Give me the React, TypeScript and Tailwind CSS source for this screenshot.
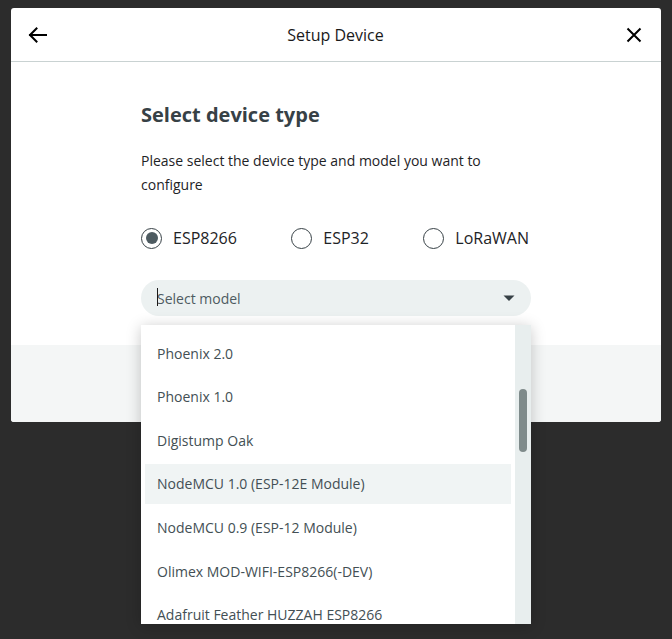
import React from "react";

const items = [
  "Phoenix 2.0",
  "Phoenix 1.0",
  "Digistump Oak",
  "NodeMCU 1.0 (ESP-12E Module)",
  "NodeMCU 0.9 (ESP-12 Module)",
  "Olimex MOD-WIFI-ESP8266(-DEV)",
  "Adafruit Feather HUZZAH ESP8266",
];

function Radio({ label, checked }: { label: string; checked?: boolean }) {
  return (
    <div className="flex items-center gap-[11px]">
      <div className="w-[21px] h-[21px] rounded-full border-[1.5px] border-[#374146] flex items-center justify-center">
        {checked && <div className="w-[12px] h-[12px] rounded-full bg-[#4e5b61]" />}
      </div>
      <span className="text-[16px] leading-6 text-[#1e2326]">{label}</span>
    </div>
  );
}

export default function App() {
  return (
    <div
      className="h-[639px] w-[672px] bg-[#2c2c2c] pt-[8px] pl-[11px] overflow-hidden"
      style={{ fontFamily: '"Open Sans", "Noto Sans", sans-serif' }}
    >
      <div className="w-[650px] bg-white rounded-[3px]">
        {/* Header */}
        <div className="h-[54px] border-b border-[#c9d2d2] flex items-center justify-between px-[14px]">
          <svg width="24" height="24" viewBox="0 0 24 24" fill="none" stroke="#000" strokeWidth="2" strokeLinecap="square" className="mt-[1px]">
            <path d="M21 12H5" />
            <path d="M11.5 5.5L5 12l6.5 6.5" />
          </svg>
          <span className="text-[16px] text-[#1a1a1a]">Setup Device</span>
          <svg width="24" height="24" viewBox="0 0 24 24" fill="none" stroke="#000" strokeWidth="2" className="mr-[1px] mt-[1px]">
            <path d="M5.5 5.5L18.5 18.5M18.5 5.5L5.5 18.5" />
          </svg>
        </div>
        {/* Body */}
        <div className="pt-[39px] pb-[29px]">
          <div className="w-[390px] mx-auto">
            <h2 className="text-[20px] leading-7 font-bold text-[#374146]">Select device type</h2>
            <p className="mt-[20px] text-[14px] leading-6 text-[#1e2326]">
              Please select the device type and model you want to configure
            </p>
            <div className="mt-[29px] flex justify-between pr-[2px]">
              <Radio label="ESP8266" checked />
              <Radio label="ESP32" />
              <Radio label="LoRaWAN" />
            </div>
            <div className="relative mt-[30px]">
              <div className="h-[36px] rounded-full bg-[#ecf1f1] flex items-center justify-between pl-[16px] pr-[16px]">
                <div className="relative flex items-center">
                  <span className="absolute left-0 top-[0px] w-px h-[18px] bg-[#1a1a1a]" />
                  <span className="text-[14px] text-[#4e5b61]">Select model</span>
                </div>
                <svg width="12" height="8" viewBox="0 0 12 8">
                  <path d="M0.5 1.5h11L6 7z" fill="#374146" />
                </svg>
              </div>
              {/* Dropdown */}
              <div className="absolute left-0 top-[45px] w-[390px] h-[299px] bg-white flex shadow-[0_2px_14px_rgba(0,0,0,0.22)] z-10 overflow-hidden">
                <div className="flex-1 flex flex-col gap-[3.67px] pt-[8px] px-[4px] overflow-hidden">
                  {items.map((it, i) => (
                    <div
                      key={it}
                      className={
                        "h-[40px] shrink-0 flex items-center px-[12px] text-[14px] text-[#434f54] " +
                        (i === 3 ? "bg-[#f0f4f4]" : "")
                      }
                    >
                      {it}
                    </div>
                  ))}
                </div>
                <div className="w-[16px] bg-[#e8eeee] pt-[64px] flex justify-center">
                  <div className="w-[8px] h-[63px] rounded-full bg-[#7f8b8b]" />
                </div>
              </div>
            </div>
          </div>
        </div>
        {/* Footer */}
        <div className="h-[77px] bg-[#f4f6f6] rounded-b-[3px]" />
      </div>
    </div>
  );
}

» What needs to be done
Would you set down the listing exactly, omitting pictures?

» Exercise solution
Give me the React, TypeScript and Tailwind CSS source for this screenshot.
import React from "react";

const items = [
  "Phoenix 2.0",
  "Phoenix 1.0",
  "Digistump Oak",
  "NodeMCU 1.0 (ESP-12E Module)",
  "NodeMCU 0.9 (ESP-12 Module)",
  "Olimex MOD-WIFI-ESP8266(-DEV)",
  "Adafruit Feather HUZZAH ESP8266",
];

function Radio({ label, checked }: { label: string; checked?: boolean }) {
  return (
    <div className="flex items-center gap-[11px]">
      <div className="w-[21px] h-[21px] rounded-full border-[1.5px] border-[#374146] flex items-center justify-center">
        {checked && <div className="w-[12px] h-[12px] rounded-full bg-[#4e5b61]" />}
      </div>
      <span className="text-[16px] leading-6 text-[#1e2326]">{label}</span>
    </div>
  );
}

export default function App() {
  return (
    <div
      className="h-[639px] w-[672px] bg-[#2c2c2c] pt-[8px] pl-[11px] overflow-hidden"
      style={{ fontFamily: '"Open Sans", "Noto Sans", sans-serif' }}
    >
      <div className="w-[650px] bg-white rounded-[3px]">
        {/* Header */}
        <div className="h-[54px] border-b border-[#c9d2d2] flex items-center justify-between px-[14px]">
          <svg width="24" height="24" viewBox="0 0 24 24" fill="none" stroke="#000" strokeWidth="2" strokeLinecap="square" className="mt-[1px]">
            <path d="M21 12H5" />
            <path d="M11.5 5.5L5 12l6.5 6.5" />
          </svg>
          <span className="text-[16px] text-[#1a1a1a]">Setup Device</span>
          <svg width="24" height="24" viewBox="0 0 24 24" fill="none" stroke="#000" strokeWidth="2" className="mr-[1px] mt-[1px]">
            <path d="M5.5 5.5L18.5 18.5M18.5 5.5L5.5 18.5" />
          </svg>
        </div>
        {/* Body */}
        <div className="pt-[39px] pb-[29px]">
          <div className="w-[390px] mx-auto">
            <h2 className="text-[20px] leading-7 font-bold text-[#374146]">Select device type</h2>
            <p className="mt-[20px] text-[14px] leading-6 text-[#1e2326]">
              Please select the device type and model you want to configure
            </p>
            <div className="mt-[29px] flex justify-between pr-[2px]">
              <Radio label="ESP8266" checked />
              <Radio label="ESP32" />
              <Radio label="LoRaWAN" />
            </div>
            <div className="relative mt-[30px]">
              <div className="h-[36px] rounded-full bg-[#ecf1f1] flex items-center justify-between pl-[16px] pr-[16px]">
                <div className="relative flex items-center">
                  <span className="absolute left-0 top-[0px] w-px h-[18px] bg-[#1a1a1a]" />
                  <span className="text-[14px] text-[#4e5b61]">Select model</span>
                </div>
                <svg width="12" height="8" viewBox="0 0 12 8">
                  <path d="M0.5 1.5h11L6 7z" fill="#374146" />
                </svg>
              </div>
              {/* Dropdown */}
              <div className="absolute left-0 top-[45px] w-[390px] h-[299px] bg-white flex shadow-[0_2px_14px_rgba(0,0,0,0.22)] z-10 overflow-hidden">
                <div className="flex-1 flex flex-col gap-[3.67px] pt-[8px] px-[4px] overflow-hidden">
                  {items.map((it, i) => (
                    <div
                      key={it}
                      className={
                        "h-[40px] shrink-0 flex items-center px-[12px] text-[14px] text-[#434f54] " +
                        (i === 3 ? "bg-[#f0f4f4]" : "")
                      }
                    >
                      {it}
                    </div>
                  ))}
                </div>
                <div className="w-[16px] bg-[#e8eeee] pt-[64px] flex justify-center">
                  <div className="w-[8px] h-[63px] rounded-full bg-[#7f8b8b]" />
                </div>
              </div>
            </div>
          </div>
        </div>
        {/* Footer */}
        <div className="h-[77px] bg-[#f4f6f6] rounded-b-[3px]" />
      </div>
    </div>
  );
}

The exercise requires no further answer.